Rangeley's right. I care too much about what people think. I should not look at social media first thing in the morning. The most prominent posts in my feed fit into three categories: partisan outrage, bitter souls purging their existential dread, and beautiful, silver-haired women insisting they are a force to be reckoned with. And I should be, too.
"I am a force," I say but the feeling passes as quickly as Fool's Spring.
A force to be reckoned with
I scan the wetlands for early pussy willows, and there's Rangeley on his haunches. He looks up at me with raised brows and downcast eyes. "It’s okay, buddy,” I say. “Everyone poops.”
I wonder why I can’t grant myself the same compassion—a respite from worrying about what people might think. My harshness is perhaps a vestige of corporate life, where consensus ruled, and performance was evaluated from every angle.
I haven’t stepped into an office for years, and still, I feel pressured and impatient. Get to the to-do list, cross things off, get to the next thing, and the next, as if breaking some finish-line ribbon was the ultimate goal.
Maybe it’s career PTSD, or perhaps this is what it means to be a woman raised by 80s and 90s YOU-CAN-HAVE-IT-ALL marketing. In midlife, I feel those expectations amplified by constant online comparisons—SO, WHY DON’T YOU?
I should calm down. I should be grateful. I should lift other women. I should just … BE.
I should rake the front steps where the dead leaves collected last fall. I should grocery shop. I should lose weight. I should go gray. I should age boldly. I should speak out.
I should. I should. I should.
Rangeley slows his pace as we walk up the hill and homeward. Now and then (it’s a huge hill!), he stops and waits for me—drops to his haunches to scratch an ear. My feet sink into the quagmire of mud and self-talk. My legs waver. I should do more squats and cardio.
The canine body language says, “It’s okay. Take your time.”
An escape
I make a smoothie for breakfast, spinning and crushing frozen strawberries and spinach with coconut milk. I should add cinnamon. I should eat more anti-inflammatory foods.
I reach for the spice on tiptoes as Rangeley, sweeping the floor for last night’s dinner prep remnants, bumps my leg.
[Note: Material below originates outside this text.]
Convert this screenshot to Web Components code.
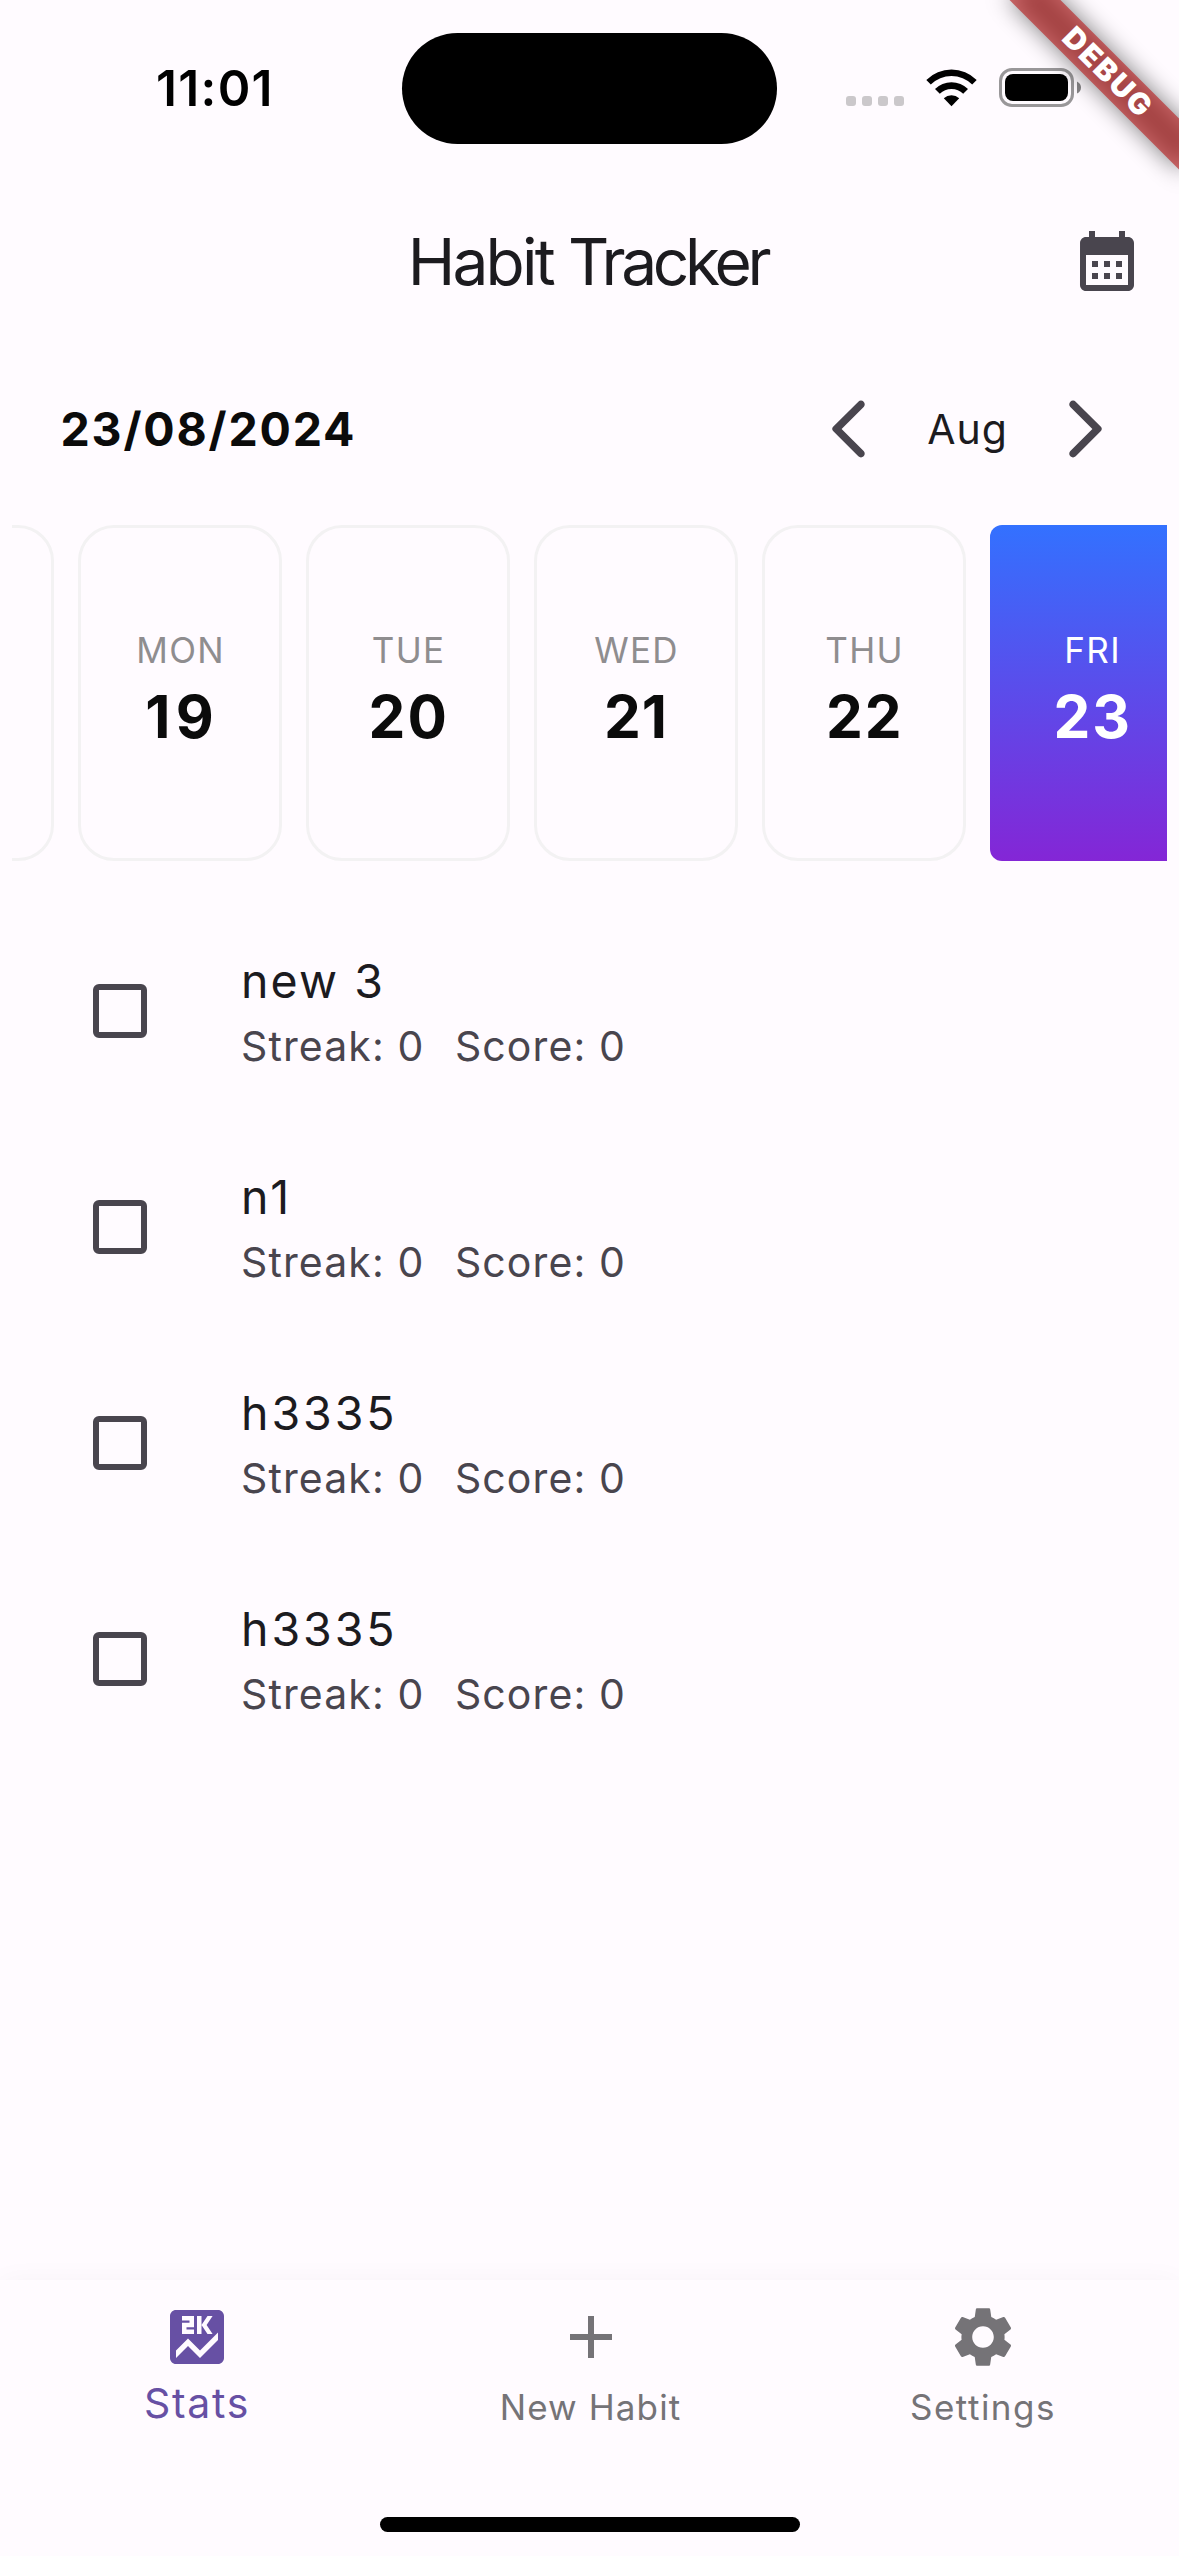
<!DOCTYPE html>
<html lang="en">
<head>
<meta charset="utf-8">
<title>Habit Tracker</title>
<style>
  html, body { margin: 0; padding: 0; background: #fffbff; }
  body { font-family: Inter, "Liberation Sans", sans-serif; font-weight: 370; color: #1c1b1f; }
</style>
</head>
<body>
<habit-app></habit-app>
<script>
const define = (name, html, init) => {
  const tpl = document.createElement('template');
  tpl.innerHTML = html;
  customElements.define(name, class extends HTMLElement {
    connectedCallback() {
      if (this.shadowRoot) return;
      const root = this.attachShadow({ mode: 'open' });
      root.append(tpl.content.cloneNode(true));
      if (init) init(this, root);
    }
  });
};

/* 24-unit icons drawn at 72px */
const ICONS = {
  calendar: '<path d="M19 4h-1V2h-2v2H8V2H6v2H5c-1.11 0-1.99.9-1.99 2L3 20c0 1.1.89 2 2 2h14c1.1 0 2-.9 2-2V6c0-1.1-.9-2-2-2zm0 16H5V10h14v10zM9 14H7v-2h2v2zm4 0h-2v-2h2v2zm4 0h-2v-2h2v2zm-8 4H7v-2h2v2zm4 0h-2v-2h2v2zm4 0h-2v-2h2v2z"/>',
  back: '<path d="M16.88 2.88c-.49-.49-1.28-.49-1.77 0l-8.41 8.41c-.39.39-.39 1.02 0 1.41l8.41 8.41c.49.49 1.28.49 1.77 0s.49-1.28 0-1.77L9.54 12l7.35-7.35c.48-.49.48-1.28-.01-1.77z"/>',
  forward: '<path transform="matrix(-1 0 0 1 24 0)" d="M16.88 2.88c-.49-.49-1.28-.49-1.77 0l-8.41 8.41c-.39.39-.39 1.02 0 1.41l8.41 8.41c.49.49 1.28.49 1.77 0s.49-1.28 0-1.77L9.54 12l7.35-7.35c.48-.49.48-1.28-.01-1.77z"/>',
  score: '<path d="M19 3H5c-1.1 0-2 .9-2 2v14c0 1.1.9 2 2 2h14c1.1 0 2-.9 2-2V5c0-1.1-.9-2-2-2zm-7 2h1.5v3l2-3h1.7l-2 3 2 3h-1.7l-2-3v3H12V5zM7 7.25h2.5V6.5H7V5h4v3.75H8.5v.75H11V11H7V7.25zM19 13l-6 6-4-4-4 4v-2.5l4-4 4 4 6-6V13z"/>',
  add: '<path d="M19 13h-6v6h-2v-6H5v-2h6V5h2v6h6v2z"/>',
  settings: '<path d="M19.14 12.94c.04-.3.06-.61.06-.94 0-.32-.02-.64-.07-.94l2.03-1.58c.18-.14.23-.41.12-.61l-1.92-3.32c-.12-.22-.37-.29-.59-.22l-2.39.96c-.5-.38-1.03-.7-1.62-.94l-.36-2.54c-.04-.24-.24-.41-.48-.41h-3.84c-.24 0-.43.17-.47.41l-.36 2.54c-.59.24-1.13.57-1.62.94l-2.39-.96c-.22-.08-.47 0-.59.22L2.74 8.87c-.12.21-.08.47.12.61l2.03 1.58c-.05.3-.09.63-.09.94s.02.64.07.94l-2.03 1.58c-.18.14-.23.41-.12.61l1.92 3.32c.12.22.37.29.59.22l2.39-.96c.5.38 1.03.7 1.62.94l.36 2.54c.05.24.24.41.48.41h3.84c.24 0 .44-.17.47-.41l.36-2.54c.59-.24 1.13-.56 1.62-.94l2.39.96c.22.08.47 0 .59-.22l1.92-3.32c.12-.22.07-.47-.12-.61l-2.01-1.58zM12 15.6c-1.98 0-3.6-1.62-3.6-3.6s1.62-3.6 3.6-3.6 3.6 1.62 3.6 3.6-1.62 3.6-3.6 3.6z"/>'
};
define('app-icon', `
<style>:host{display:block;width:72px;height:72px;flex:none}svg{display:block;width:72px;height:72px;fill:currentColor}</style>
<svg viewBox="0 0 24 24"></svg>`,
  (el, root) => { root.querySelector('svg').innerHTML = ICONS[el.getAttribute('name')]; });

define('status-bar', `
<style>
:host{display:flex;align-items:center;height:177px;color:#000}
.side{width:402px;box-sizing:border-box;display:flex;align-items:center}
.time{padding:0 0 1px 156px;font-size:49.5px;font-weight:600;letter-spacing:1.33px;line-height:60px}
.island{width:375px;height:111px;border-radius:56px;background:#000;margin-top:.6px}
.right{padding-left:69px}
svg{display:block}
</style>
<div class="side time"><slot></slot></div>
<div class="island"></div>
<div class="side right">
<svg width="240" height="61" viewBox="846 58 240 61">
  <g fill="#cbc8cb"><rect x="846" y="96" width="10" height="10" rx="3"/><rect x="862" y="96" width="10" height="10" rx="3"/><rect x="878" y="96" width="10" height="10" rx="3"/><rect x="894" y="96" width="10" height="10" rx="3"/></g>
  <path d="M926.3 79.9A36 36 0 0 1 976.7 79.9L972.2 84.6A29.5 29.5 0 0 0 930.8 84.6Z"/>
  <path d="M935 89A23.3 23.3 0 0 1 968 89L963.2 93.7A16.6 16.6 0 0 0 939.8 93.7Z"/>
  <path d="M943.8 98.2A11.5 11.5 0 0 1 959.2 98.2L951.5 106.2Z"/>
  <rect x="1000.5" y="69.5" width="72" height="36" rx="11.5" fill="none" stroke="#999799" stroke-width="3"/>
  <rect x="1005" y="74" width="63" height="27" rx="8"/>
  <path fill="#858385" d="M1077 81.5Q1081 83.5 1081 87.5T1077 93.5Z"/>
</svg>
</div>`);

define('app-bar', `
<style>
:host{display:grid;grid-template-columns:1fr auto 1fr;align-items:center;height:168px;padding:0 36px}
h1{grid-column:2;margin:0;font-size:64px;font-weight:370;letter-spacing:-2.8px;line-height:80px;padding:1px 4px 0 0}
::slotted(span){letter-spacing:-4.3px}
app-icon{justify-self:end;color:#49454e}
</style>
<h1><slot></slot></h1><app-icon name="calendar"></app-icon>`);

define('month-header', `
<style>
:host{display:flex;align-items:center;justify-content:space-between;height:168px;padding:0 58px 0 60.5px}
.date{font-size:46.5px;font-weight:700;letter-spacing:1.82px;color:#0b0b0b;line-height:60px}
.picker{display:flex;align-items:center;color:#49454e}
.month{box-sizing:border-box;width:164.5px;padding-left:1.5px;text-align:center;font-size:41px;letter-spacing:.9px;line-height:54px;color:#1c1b1f}
</style>
<div class="date"><slot name="date"></slot></div>
<div class="picker"><app-icon name="back"></app-icon><div class="month"><slot name="month"></slot></div><app-icon name="forward"></app-icon></div>`);

define('day-card', `
<style>
:host{display:block;flex:none;box-sizing:border-box;width:204px;height:336px;border:3px solid #f3f2f3;border-radius:36px;padding-top:96px;text-align:center}
:host([active]){border:0;padding-top:99px;border-radius:12px;background:linear-gradient(#3371ff,#8426d6);--day:#fff;--num:#fff}
.day{font-size:35px;line-height:52px;letter-spacing:1.3px;padding-left:1.2px;color:var(--day,#8f8d8f)}
.num{margin-top:4.5px;font-size:58.5px;font-weight:700;line-height:72px;letter-spacing:var(--ls,2px);padding-left:var(--pad,1.5px);color:var(--num,#0b0b0b)}
</style>
<div class="day"><slot name="day"></slot></div><div class="num"><slot></slot></div>`);

define('day-strip', `
<style>
:host{display:flex;gap:24px;margin:12px 12px 0;overflow:hidden;height:336px}
::slotted(:first-child){margin-left:-162px}
</style><slot></slot>`);

define('habit-row', `
<style>
:host{display:flex;align-items:center;height:216px;padding-left:93px;gap:94px}
.box{box-sizing:border-box;width:54px;height:54px;border:6px solid #49454e;border-radius:6px}
.name{font-size:46.5px;line-height:70px;letter-spacing:var(--ls,2.1px)}
.meta{display:flex;gap:30.5px;font-size:41px;line-height:60px;letter-spacing:1.1px;color:#49454e}
</style>
<div class="box"></div>
<div><div class="name"><slot></slot></div>
<div class="meta"><span>Streak: <slot name="streak">0</slot></span><span>Score: <slot name="score">0</slot></span></div></div>`);

define('nav-item', `
<style>
:host{display:flex;flex-direction:column;align-items:center;padding-top:21px;color:#757377}
:host([selected]){color:#6750a4}
.label{margin-top:7px;font-size:35px;line-height:54px;letter-spacing:var(--ls,1.1px)}
:host([selected]) .label{margin-top:3px;font-size:41px;letter-spacing:1.7px}
</style>
<app-icon></app-icon><div class="label"><slot></slot></div>`,
  (el, root) => {
    const old = root.querySelector('app-icon');
    const icon = document.createElement('app-icon');
    icon.setAttribute('name', el.getAttribute('icon'));
    old.replaceWith(icon);
  });

define('bottom-nav', `
<style>
:host{display:flex;flex-direction:column;justify-content:space-between;box-sizing:border-box;height:276.5px;padding-bottom:24px;background:#fffbff;box-shadow:0 0 26px rgba(60,20,60,.035)}
nav{display:grid;grid-template-columns:394px 393px 392px}
.home{width:420px;height:15px;border-radius:8px;background:#000;margin:0 0 0 380px}
</style>
<nav><slot></slot></nav><div class="home"></div>`);

define('debug-banner', `
<style>
:host{position:absolute;top:0;right:0;width:260px;height:260px;overflow:hidden;pointer-events:none}
.wrap{position:absolute;left:68px;top:54px;width:240px;height:36px;transform:rotate(45deg)}
.shade,.band{position:absolute;inset:0}
.shade{background:rgba(0,0,0,.5);filter:blur(11.5px)}
.band{background:rgba(183,28,28,.627);color:#fff;font-size:29.8px;font-weight:900;letter-spacing:2px;line-height:35px;text-align:center;padding-left:2px}
</style>
<div class="wrap"><div class="shade"></div><div class="band"><slot></slot></div></div>`);

define('habit-app', `
<style>
:host{display:flex;flex-direction:column;position:relative;width:1179px;height:2556px;overflow:hidden;background:#fffbff}
.list{flex:1;padding-top:42px}
</style>
<status-bar>11:01</status-bar>
<app-bar>Habit <span>Tracker</span></app-bar>
<month-header><span slot="date">23/08/2024</span><span slot="month">Aug</span></month-header>
<day-strip>
<day-card></day-card>
<day-card style="--ls:5.4px;--pad:4.5px"><span slot="day">MON</span>19</day-card>
<day-card><span slot="day">TUE</span>20</day-card>
<day-card style="--ls:1px;--pad:0px"><span slot="day">WED</span>21</day-card>
<day-card><span slot="day">THU</span>22</day-card>
<day-card active><span slot="day">FRI</span>23</day-card>
</day-strip>
<div class="list">
<habit-row>new 3</habit-row>
<habit-row style="--ls:3.6px">n1</habit-row>
<habit-row style="--ls:2.9px">h3335</habit-row>
<habit-row style="--ls:2.9px">h3335</habit-row>
</div>
<bottom-nav>
<nav-item icon="score" selected>Stats</nav-item>
<nav-item icon="add">New Habit</nav-item>
<nav-item icon="settings" style="--ls:1.5px">Settings</nav-item>
</bottom-nav>
<debug-banner>DEBUG</debug-banner>`);
</script>
</body>
</html>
A jar falls before I realize I’ve touched it—a streak from the corner of my eye, a brush of fabric as it grazes my sleeve. It lands hard on the counter, gouging the soapstone before exploding in shards of glass and ooze. Molasses.
The sticky, dark liquid glugs slowly toward the counter's edge. It’s a new jar, a full jar. The lid stands upright, still screwed on tight, resting on a jagged collar of shattered glass in a viscous brown puddle.
I shoo away the dog and stare at the treacly liquid, ignoring the hard clot in the back of my throat and the sting of tears in my eyes. When was the last time I let the tears come?
No longer bottled up, the molasses flows around obstacles and takes the shape of its surroundings with slow-moving ease. I redirect the gooey river toward the sink, extract the broken jar halves, and sweep the remaining shards of glass with damp paper towels into the trash.
Swallow. Deep breaths. You’ve got this.
Throughout the debacle, Rangeley naps on the couch in the living room— warm and soft, he molds himself to the fraying cushions. He groans when I lay down next to him. I’ll only rest for a bit. It’s nine a.m. I should get to work.
I close my eyes, and the tension softens across my neck and shoulders. The perma-frost of hardened fascia loosens like the earth during mud season. Like the escaped molasses, I take the shape of my surroundings and weep.
Work hard. Be Brave. Believe.
Catherine
Thank you for sharing this, Catherine. I find your posts lovely, soothing, and helpful because they're real...Exactly what I needed to find today!
I just found this lovely quote today:
"Jungian analyst James Hollis offers a torch for turning the perilous darkness of the middle into a pyre of profound transformation — an opportunity, both beautiful and terrifying, to reimagine the patterns of thought, feeling, and behavior acquired in the course of adapting to life’s traumas and demands, and finally inhabit the authentic self beneath the costume of this provisional personality. "
It is such a marvelous time, yet such a muddle and mess, but in such chaos, Catherine, you put such words. Beautiful writing.